## DIRECTIONS
Read the listing below and copy out every line that holds "TypeScript".

## DATA TO PROCESS

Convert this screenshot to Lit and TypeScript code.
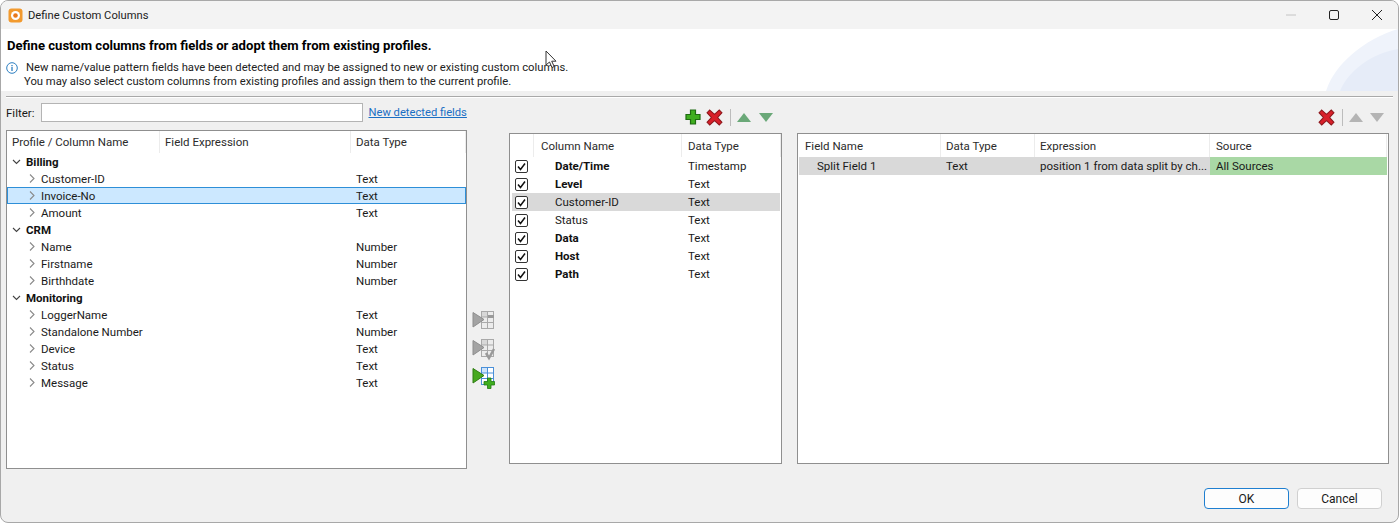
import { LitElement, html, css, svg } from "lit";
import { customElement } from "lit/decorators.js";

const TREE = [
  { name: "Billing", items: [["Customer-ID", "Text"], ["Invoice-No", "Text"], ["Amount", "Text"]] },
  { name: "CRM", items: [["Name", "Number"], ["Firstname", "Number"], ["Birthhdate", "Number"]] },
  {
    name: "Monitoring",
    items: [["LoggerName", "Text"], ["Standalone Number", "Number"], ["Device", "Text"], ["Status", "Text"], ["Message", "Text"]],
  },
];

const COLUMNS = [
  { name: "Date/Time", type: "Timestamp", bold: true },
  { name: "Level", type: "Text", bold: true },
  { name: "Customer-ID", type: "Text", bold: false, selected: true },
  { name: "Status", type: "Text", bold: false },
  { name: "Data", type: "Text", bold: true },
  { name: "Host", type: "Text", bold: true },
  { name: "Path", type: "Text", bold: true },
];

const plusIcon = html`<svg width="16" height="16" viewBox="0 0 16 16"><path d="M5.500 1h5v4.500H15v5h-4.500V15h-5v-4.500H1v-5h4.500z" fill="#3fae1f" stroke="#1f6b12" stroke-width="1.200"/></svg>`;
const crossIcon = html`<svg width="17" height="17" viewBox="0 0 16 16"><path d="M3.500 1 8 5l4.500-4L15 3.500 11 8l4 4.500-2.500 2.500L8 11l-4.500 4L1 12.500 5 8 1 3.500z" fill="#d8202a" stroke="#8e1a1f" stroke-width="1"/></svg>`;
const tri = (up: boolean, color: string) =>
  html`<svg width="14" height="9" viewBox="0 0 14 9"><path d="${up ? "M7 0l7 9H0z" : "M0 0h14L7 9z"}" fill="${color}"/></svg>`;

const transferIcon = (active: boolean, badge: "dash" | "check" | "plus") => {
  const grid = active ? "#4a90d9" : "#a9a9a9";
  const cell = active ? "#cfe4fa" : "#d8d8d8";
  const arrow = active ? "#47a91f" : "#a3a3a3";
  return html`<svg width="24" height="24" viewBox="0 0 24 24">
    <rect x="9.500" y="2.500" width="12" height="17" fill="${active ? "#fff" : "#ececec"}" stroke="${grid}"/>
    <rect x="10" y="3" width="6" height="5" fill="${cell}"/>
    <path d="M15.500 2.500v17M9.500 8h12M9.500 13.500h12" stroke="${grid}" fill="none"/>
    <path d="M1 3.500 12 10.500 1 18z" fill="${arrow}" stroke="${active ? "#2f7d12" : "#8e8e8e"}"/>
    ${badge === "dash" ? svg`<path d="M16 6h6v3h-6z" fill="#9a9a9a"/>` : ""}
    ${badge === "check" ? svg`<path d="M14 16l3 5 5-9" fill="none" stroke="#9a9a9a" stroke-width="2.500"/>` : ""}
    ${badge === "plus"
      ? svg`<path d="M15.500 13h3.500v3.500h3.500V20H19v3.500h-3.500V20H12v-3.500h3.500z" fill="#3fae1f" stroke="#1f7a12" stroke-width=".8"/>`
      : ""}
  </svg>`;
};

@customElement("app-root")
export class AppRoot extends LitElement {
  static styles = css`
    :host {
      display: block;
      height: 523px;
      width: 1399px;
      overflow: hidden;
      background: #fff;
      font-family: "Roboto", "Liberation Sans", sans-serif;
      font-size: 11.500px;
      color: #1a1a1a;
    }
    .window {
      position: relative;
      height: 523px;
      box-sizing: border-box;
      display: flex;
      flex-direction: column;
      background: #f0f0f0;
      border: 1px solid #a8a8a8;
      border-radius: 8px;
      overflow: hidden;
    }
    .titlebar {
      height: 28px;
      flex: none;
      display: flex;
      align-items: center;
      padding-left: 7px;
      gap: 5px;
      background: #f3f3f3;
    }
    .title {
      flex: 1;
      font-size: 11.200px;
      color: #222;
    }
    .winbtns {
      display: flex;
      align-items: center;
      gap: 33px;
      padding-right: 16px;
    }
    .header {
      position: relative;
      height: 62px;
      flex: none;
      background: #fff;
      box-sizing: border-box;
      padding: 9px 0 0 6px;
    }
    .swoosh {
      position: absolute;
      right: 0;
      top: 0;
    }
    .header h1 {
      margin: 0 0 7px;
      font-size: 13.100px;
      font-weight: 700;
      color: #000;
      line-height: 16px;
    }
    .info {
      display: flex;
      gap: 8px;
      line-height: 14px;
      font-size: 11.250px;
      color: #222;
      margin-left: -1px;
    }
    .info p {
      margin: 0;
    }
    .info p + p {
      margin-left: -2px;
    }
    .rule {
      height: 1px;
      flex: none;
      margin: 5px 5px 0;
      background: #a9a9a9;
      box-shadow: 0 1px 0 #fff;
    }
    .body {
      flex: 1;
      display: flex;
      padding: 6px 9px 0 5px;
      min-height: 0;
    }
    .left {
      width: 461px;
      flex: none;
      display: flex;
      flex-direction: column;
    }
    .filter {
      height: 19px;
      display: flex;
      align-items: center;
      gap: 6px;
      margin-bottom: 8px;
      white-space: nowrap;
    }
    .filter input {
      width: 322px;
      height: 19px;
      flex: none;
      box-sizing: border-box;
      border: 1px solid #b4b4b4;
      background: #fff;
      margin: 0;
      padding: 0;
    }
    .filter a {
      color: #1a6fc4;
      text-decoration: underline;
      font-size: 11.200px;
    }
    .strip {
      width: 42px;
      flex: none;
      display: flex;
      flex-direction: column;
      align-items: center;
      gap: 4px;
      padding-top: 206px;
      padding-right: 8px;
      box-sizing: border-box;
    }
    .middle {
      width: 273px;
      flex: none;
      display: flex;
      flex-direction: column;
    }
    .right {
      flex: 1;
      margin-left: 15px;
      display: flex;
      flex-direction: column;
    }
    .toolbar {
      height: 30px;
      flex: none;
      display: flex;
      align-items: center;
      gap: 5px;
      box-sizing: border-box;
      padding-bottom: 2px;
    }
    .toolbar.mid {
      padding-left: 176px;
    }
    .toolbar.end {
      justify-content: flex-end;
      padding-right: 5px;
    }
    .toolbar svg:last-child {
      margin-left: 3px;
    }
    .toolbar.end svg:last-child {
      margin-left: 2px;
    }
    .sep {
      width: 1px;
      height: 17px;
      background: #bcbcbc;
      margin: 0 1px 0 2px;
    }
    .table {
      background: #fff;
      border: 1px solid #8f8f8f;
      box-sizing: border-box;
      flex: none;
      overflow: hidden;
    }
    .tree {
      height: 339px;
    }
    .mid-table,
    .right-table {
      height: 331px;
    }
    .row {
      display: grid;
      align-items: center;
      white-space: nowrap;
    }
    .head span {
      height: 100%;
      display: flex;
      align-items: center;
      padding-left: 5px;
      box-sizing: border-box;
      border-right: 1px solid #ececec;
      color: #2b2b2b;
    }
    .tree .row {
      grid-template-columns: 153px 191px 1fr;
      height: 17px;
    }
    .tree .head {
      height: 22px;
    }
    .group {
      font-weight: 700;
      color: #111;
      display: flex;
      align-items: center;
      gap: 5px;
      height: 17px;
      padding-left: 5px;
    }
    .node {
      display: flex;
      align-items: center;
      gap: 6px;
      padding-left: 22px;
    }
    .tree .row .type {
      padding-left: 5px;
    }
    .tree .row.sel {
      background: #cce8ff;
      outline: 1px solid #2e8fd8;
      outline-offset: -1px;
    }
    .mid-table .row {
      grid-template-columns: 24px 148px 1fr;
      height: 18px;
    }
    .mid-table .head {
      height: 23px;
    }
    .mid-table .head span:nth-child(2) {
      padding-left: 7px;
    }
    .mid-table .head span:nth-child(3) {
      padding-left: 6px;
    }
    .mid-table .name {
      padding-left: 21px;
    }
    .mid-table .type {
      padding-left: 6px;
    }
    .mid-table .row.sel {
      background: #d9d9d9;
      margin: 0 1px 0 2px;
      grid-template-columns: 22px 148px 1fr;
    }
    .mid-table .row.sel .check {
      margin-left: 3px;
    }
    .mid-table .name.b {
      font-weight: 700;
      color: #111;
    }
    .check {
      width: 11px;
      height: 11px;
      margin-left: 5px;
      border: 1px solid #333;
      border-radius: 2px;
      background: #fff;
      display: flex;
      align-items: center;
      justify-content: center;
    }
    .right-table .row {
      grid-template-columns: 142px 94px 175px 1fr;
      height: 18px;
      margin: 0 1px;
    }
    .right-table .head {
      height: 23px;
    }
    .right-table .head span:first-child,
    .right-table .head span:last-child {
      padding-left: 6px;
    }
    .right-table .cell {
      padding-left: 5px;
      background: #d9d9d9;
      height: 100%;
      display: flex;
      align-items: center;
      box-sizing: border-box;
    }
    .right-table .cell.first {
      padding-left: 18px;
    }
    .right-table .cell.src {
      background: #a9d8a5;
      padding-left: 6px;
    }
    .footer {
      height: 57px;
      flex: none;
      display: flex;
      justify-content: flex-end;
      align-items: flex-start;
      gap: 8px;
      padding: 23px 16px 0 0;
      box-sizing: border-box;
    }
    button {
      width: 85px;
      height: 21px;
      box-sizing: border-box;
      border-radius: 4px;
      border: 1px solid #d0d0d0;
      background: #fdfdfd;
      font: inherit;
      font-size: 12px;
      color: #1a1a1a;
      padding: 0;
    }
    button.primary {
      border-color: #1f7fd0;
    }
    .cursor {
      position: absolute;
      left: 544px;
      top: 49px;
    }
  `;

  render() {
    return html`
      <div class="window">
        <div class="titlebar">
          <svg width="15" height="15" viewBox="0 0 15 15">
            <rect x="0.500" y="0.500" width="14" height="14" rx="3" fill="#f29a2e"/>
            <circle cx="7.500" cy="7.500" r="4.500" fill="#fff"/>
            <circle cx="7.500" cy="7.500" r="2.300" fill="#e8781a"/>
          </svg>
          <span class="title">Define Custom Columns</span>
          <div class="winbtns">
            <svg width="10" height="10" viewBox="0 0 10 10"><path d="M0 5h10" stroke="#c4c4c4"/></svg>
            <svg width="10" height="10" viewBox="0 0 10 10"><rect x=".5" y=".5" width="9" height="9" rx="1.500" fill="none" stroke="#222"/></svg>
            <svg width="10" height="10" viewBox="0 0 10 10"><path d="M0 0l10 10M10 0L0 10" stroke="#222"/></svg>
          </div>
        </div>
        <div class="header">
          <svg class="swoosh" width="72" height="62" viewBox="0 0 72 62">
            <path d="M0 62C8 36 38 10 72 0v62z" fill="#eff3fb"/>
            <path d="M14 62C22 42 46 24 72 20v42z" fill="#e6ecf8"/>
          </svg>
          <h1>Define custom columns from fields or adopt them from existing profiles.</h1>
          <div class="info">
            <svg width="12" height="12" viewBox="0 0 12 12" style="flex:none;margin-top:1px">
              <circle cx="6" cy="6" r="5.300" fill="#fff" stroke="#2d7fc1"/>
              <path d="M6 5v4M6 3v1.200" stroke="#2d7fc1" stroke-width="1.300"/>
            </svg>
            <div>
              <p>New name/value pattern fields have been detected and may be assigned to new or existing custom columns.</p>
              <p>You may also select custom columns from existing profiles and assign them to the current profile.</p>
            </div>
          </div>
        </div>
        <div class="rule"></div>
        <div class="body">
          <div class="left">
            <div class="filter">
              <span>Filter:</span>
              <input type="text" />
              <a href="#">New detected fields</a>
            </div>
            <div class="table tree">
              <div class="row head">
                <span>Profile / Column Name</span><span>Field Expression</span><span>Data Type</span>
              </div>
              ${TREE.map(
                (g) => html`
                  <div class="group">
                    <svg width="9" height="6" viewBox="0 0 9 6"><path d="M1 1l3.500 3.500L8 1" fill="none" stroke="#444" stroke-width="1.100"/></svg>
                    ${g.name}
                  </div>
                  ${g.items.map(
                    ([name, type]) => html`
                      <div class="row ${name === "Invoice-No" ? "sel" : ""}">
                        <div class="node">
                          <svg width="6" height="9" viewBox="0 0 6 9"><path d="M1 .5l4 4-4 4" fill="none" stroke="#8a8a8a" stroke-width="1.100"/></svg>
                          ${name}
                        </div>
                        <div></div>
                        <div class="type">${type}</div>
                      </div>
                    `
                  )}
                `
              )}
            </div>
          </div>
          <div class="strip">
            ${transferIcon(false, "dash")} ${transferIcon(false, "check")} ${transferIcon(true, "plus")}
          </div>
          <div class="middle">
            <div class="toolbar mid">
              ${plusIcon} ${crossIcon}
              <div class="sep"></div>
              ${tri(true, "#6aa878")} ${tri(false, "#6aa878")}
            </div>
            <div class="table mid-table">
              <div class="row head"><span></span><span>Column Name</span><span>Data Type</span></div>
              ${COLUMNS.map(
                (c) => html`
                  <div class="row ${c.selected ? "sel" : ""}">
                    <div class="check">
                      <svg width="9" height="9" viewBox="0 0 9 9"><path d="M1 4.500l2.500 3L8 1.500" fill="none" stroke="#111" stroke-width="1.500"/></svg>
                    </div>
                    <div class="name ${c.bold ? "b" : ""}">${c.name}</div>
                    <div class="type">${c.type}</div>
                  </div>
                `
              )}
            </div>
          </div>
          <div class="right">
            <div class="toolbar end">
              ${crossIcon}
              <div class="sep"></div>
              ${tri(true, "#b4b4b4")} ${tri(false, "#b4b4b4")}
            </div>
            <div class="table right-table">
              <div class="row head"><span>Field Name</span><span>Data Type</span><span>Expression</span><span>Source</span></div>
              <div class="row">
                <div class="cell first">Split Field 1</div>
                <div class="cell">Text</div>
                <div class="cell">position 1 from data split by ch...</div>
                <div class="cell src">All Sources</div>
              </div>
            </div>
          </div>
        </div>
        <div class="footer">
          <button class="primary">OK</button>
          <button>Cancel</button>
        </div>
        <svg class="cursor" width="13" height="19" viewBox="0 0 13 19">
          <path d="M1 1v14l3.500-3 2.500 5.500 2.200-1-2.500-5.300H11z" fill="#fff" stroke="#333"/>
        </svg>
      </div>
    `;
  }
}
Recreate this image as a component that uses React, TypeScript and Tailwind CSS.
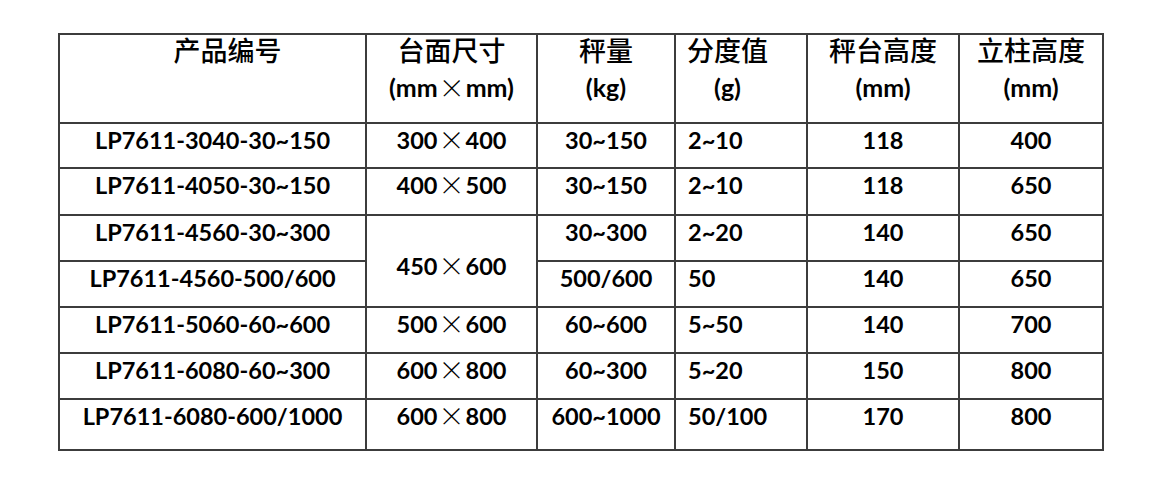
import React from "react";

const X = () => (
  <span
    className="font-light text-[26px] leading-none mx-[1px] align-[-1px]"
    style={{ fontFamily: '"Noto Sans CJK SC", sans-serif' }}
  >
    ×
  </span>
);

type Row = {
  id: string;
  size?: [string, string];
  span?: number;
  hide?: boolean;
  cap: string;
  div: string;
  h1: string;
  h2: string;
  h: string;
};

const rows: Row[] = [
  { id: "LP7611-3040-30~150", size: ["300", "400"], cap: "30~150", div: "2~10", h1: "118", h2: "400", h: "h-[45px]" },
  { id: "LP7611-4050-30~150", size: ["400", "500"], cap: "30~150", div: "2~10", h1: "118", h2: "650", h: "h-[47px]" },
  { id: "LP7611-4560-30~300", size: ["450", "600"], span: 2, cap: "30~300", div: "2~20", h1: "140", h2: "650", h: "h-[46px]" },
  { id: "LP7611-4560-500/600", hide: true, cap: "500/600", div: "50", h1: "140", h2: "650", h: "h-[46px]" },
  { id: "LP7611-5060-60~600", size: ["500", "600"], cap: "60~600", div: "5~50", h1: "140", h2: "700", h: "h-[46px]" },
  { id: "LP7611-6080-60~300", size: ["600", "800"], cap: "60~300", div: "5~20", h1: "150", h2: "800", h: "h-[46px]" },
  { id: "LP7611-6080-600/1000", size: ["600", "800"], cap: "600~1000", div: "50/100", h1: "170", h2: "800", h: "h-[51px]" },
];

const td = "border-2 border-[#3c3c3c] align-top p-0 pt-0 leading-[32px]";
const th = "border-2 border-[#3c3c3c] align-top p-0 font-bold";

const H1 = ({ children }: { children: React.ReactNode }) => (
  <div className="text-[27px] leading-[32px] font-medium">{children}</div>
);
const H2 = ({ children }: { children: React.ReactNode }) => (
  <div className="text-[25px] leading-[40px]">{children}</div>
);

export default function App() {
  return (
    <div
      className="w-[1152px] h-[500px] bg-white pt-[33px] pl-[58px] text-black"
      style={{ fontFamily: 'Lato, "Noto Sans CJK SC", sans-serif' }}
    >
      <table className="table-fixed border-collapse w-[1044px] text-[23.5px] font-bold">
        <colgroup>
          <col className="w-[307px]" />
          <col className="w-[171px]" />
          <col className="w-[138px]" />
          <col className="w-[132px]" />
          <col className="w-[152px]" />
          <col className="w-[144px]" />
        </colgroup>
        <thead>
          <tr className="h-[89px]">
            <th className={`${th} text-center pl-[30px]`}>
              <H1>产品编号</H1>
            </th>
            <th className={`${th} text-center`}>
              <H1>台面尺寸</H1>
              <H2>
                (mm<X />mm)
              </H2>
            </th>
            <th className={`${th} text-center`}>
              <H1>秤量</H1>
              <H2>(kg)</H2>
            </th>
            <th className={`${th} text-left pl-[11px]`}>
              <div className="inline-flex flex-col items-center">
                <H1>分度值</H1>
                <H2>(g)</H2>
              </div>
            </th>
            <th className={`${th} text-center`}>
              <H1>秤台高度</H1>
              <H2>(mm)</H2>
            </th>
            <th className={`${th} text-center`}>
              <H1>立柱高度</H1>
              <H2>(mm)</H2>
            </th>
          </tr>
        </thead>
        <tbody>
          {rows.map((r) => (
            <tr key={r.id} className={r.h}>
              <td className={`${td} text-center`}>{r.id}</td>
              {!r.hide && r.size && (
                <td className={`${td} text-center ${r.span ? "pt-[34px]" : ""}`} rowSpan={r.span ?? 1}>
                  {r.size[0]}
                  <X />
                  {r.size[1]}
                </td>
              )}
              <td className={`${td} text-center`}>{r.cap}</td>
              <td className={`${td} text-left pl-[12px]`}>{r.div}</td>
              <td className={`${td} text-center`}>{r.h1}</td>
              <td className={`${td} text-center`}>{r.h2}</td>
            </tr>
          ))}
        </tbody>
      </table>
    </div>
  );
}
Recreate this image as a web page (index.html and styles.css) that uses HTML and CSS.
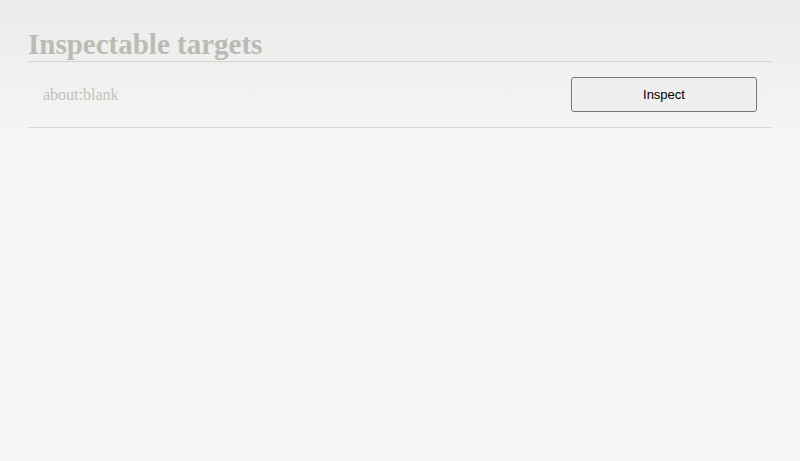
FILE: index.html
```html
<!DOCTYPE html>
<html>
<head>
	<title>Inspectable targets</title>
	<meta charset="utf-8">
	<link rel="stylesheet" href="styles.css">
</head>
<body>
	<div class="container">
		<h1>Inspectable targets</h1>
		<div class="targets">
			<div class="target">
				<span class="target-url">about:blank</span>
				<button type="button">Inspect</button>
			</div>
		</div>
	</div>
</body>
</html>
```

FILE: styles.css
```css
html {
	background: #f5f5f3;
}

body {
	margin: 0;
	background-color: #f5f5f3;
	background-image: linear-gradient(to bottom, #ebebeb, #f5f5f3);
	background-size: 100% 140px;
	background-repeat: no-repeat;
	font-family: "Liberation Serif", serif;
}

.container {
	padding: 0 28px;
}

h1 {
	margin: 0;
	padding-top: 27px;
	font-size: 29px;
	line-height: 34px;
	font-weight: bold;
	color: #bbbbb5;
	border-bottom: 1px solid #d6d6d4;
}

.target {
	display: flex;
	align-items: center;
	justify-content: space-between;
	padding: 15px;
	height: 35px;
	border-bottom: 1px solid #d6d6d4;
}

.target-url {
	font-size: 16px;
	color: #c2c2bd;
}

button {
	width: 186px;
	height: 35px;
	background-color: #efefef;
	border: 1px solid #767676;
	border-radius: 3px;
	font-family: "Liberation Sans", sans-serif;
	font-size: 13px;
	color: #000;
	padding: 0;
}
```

## OUTPUT FOR THIS EXERCISE
Convert this screenshot to Lit and TypeScript code.
Recreate this image as a component that uses React, TypeScript and Tailwind CSS.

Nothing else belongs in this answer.